I never felt concerned when skiing this binding, even though we were spoilt with nice pillows and rollers to take off from, and compressions to ski through. As the heel has this elastic travel it makes setting the binding to your boot really easy. You simply turn the heel adjustment screw at the rear of the binding until the heel piece just touches your boot. You do not worry about using a spacer to measure a gap in this binding. As there is 15mm of adjustment it makes it really easy to adjust to a different pair of boots if you change or have more than one pair. DIN adjustment is taken care of by a Torx-head bolt on top the heel unit.
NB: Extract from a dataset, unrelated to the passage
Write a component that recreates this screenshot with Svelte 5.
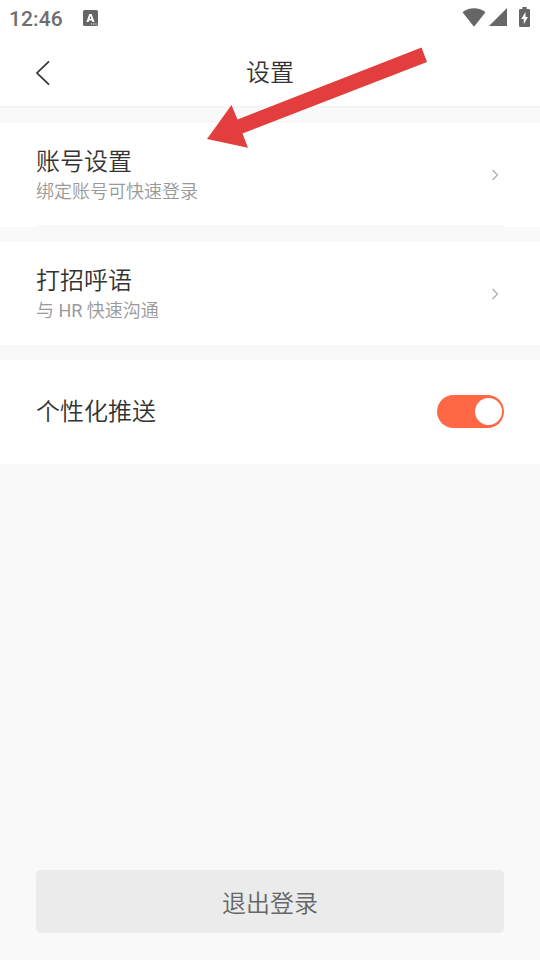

This is a very light dedicated ski touring binding from a major binding manufacturer, and at €320 (£ TBC) it is great value. It skins well and ascends swiftly; it was so efficient I went ski running at 3,400m with ease. Even though it is light it does not suffer when it comes to skiing, offering drive through the edge of the ski and a fantastic snow feel. As it does not have a frame (like all pin bindings) you also get a fantastic ski flex, and you are very low to the ski and as a result control and sensitivity of snow feeling is very strong.

This is an out-and-out touring binding, so one for weight weenies – and if this is your bag then it’s certainly worth checking it out if you are after new kit next season. If you are more about the down than the up, then look at the Kingpin from Marker, and you can already buy that binding.